When we repent, we can't be Lot's wife. "Dismiss the destructive and keep dismissing it until the beauty of the Atonement of Christ has revealed to you your bright future and the bright future of your family, your friends and your neighbors. God doesn't care nearly as much about where you have been as He does about where you are and, with His help, where you are willing to go."
So where are you willing to go? Such a good question. I had to be willing to make a small change in coming to a family ward and do it whole heartedly. You may be called to do something different and more challenging. "Live to see the miracles of repentance and forgiveness, of trust and divine love that will transform your life today, tomorrow and forever. That is a New Year's Resolution I ask you to keep."
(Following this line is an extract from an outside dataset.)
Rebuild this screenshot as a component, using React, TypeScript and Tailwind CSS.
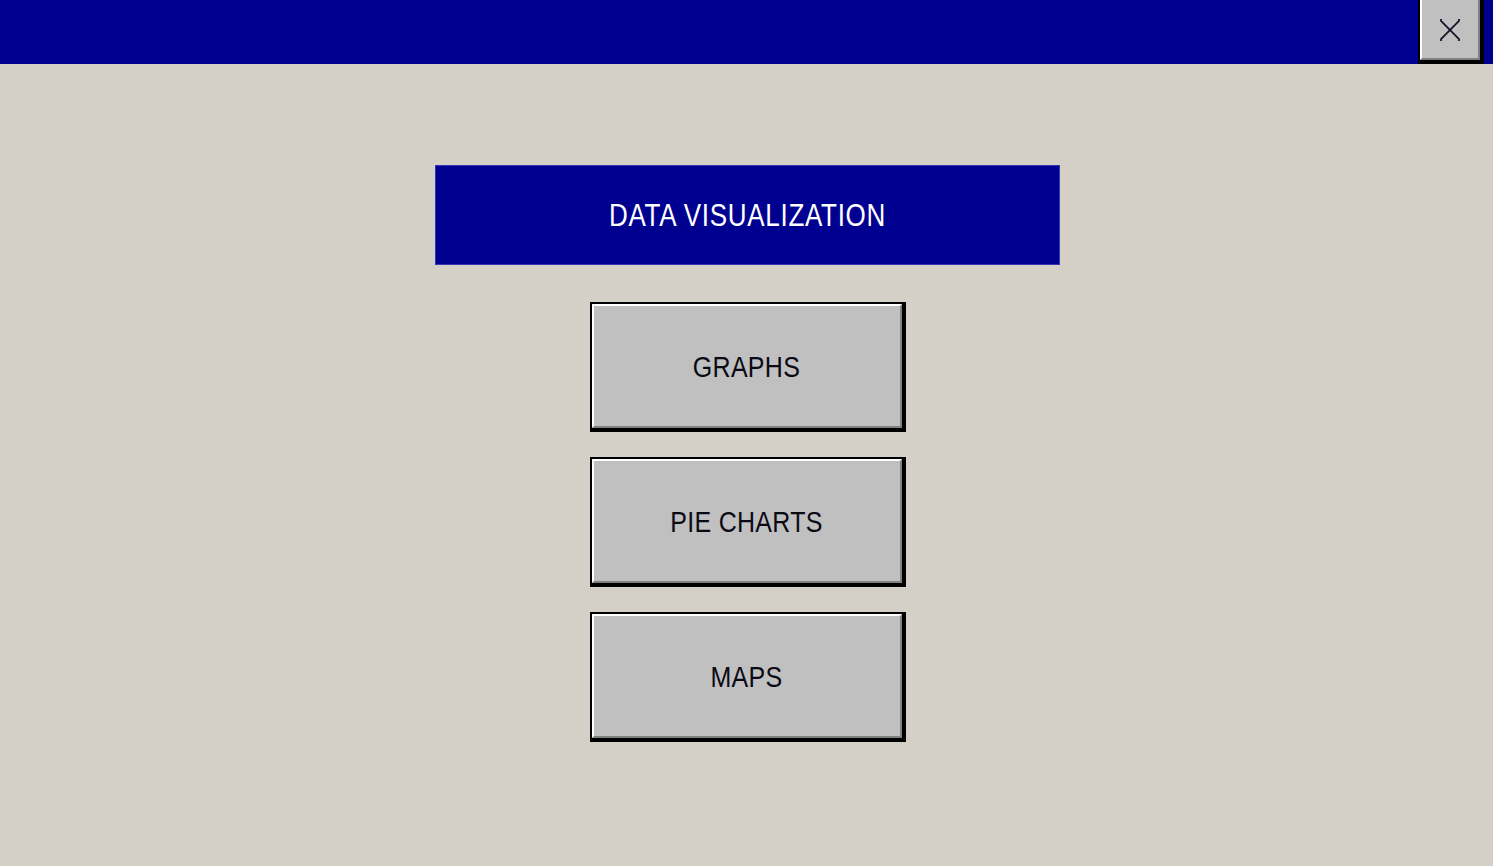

And that's wrapped it up. Whoa.

Friday, February 12, 2010

My latest loser escapade

What do you get when you add these two things together?

Water aerobics, of course! LOL I love being in the water. A couple girls in my ward have a found a middle school close by and we went last night. I have done water aerobics before with my two sisters at our old high school. Thoroughly enjoyed it! So I was game for more adventures last night. While my body was not yet ready for public viewing in a suit, I went anyway, figuring that whoever was there with me probably looked about as fit as I am! hee hee I expected it to be some shallow water toning and perhaps some cardio....
NOPE! Last night was deep water conditioning! WOW! But it actually turned out perfect. I had done yoga after school and was a little sore. The water helped that out and I feel pretty good today. Yay me!